Мы не можем, как уже говорилось, положиться на дефиницию «язык средство общения». Она неспособна отличить человеческий язык от языка животных. Добавляют, что язык средство человеческого общения, заставляя считать язык исключительной принадлежностью человека, тогда как мы без труда говорим о языках животных. Кроме того, дефиниция определяет общее через его случай. В самом деле, человеческое общение стоит на сообщении, без которого ему не было смысла возникать. Общение и сообщение во всяком случае нельзя развести. Сообщением однако предполагается язык. Таким образом общение, средством которого назван язык, заранее требует слова в качестве своей смысловой основы. Имея в виду этот опережающий характер языка, мы попытались определить его как специфическую среду, в которой осуществляется исторический человек, живое существо в своей биографии, а не в своей зоологии.

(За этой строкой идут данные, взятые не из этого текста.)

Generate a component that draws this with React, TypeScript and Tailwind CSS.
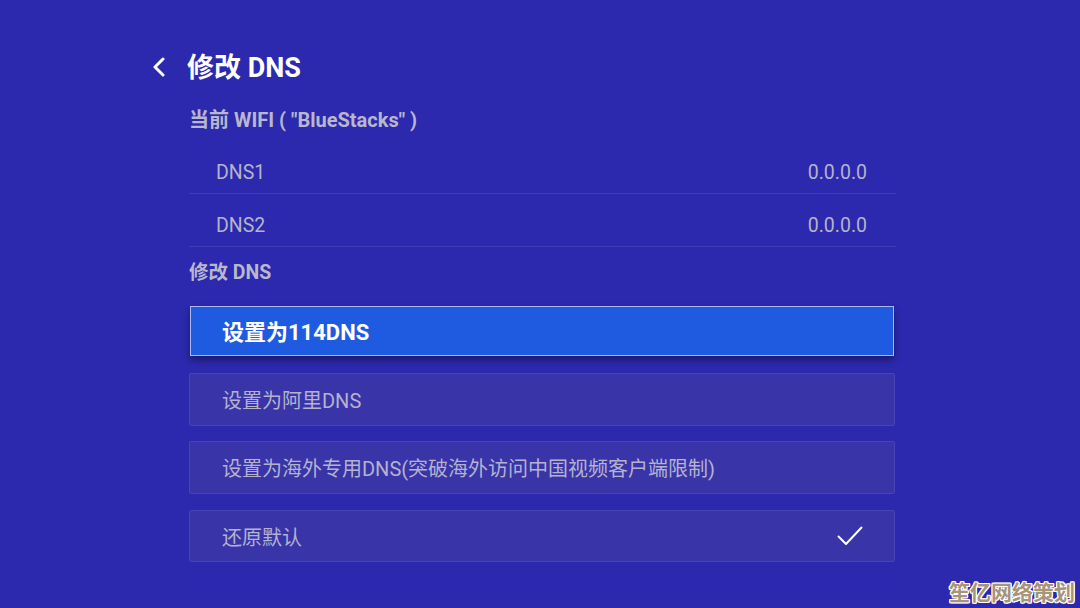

Расставаться с дефиницией «язык средство общения» однако рано. Она обнаруживает неожиданную глубину, о которой пользующиеся ею редко догадываются. В самом деле, язык в этой дефиниции ни в коем случае не частный язык. Ведь разнообразие языков, наречий и диалектов по крайней мере настолько же мешает общению, насколько служит ему. Разобщающим свойством обладают именно человеческие языки в отличие от животных. Дельфины всех морей говорят на одном своем языке. В сравнении с языками животных частные человеческие языки следовало бы назвать скорее средством индивидуализирующего расподобления. Дефиниция «язык средство общения» говорит не о частном языке. Она заглядывает, сама того не ведая, во всечеловеческий язык, реально существующий сейчас только в виде переводимости частных языков.
О всечеловеческом языке in vivo мы знаем очень мало. Если верить Библии, он существовал до строительства Вавилонской башни. Совместная работа над большим проектом должна была казалось сплотить людей. Странным образом, согласно библейскому автору, различие языков возникло не после того, как люди разбрелись по концам земли и при тогдашней скудости путей сообщения перестали тесно общаться, а наоборот, когда сошлись в интенсивном общении на почве коллективного начинания. Распавшись на языки, люди почему‑то не сумели наладить между собой посильного общения и тогда рассеялись по лицу земли.
Нечто подобное можно видеть в современной планетарной технической цивилизации. При теперешней одинаковости образа жизни люди во всём мире заняты почти одинаковыми производственными процессами, смотрят по телевизору почти одно и то же, и только разница языков выступает чуть ли не искусственной (культивирование национальных языков) силой, которая почти так же иррационально, как действовал библейский Бог, воспрещает общение между языковыми группами.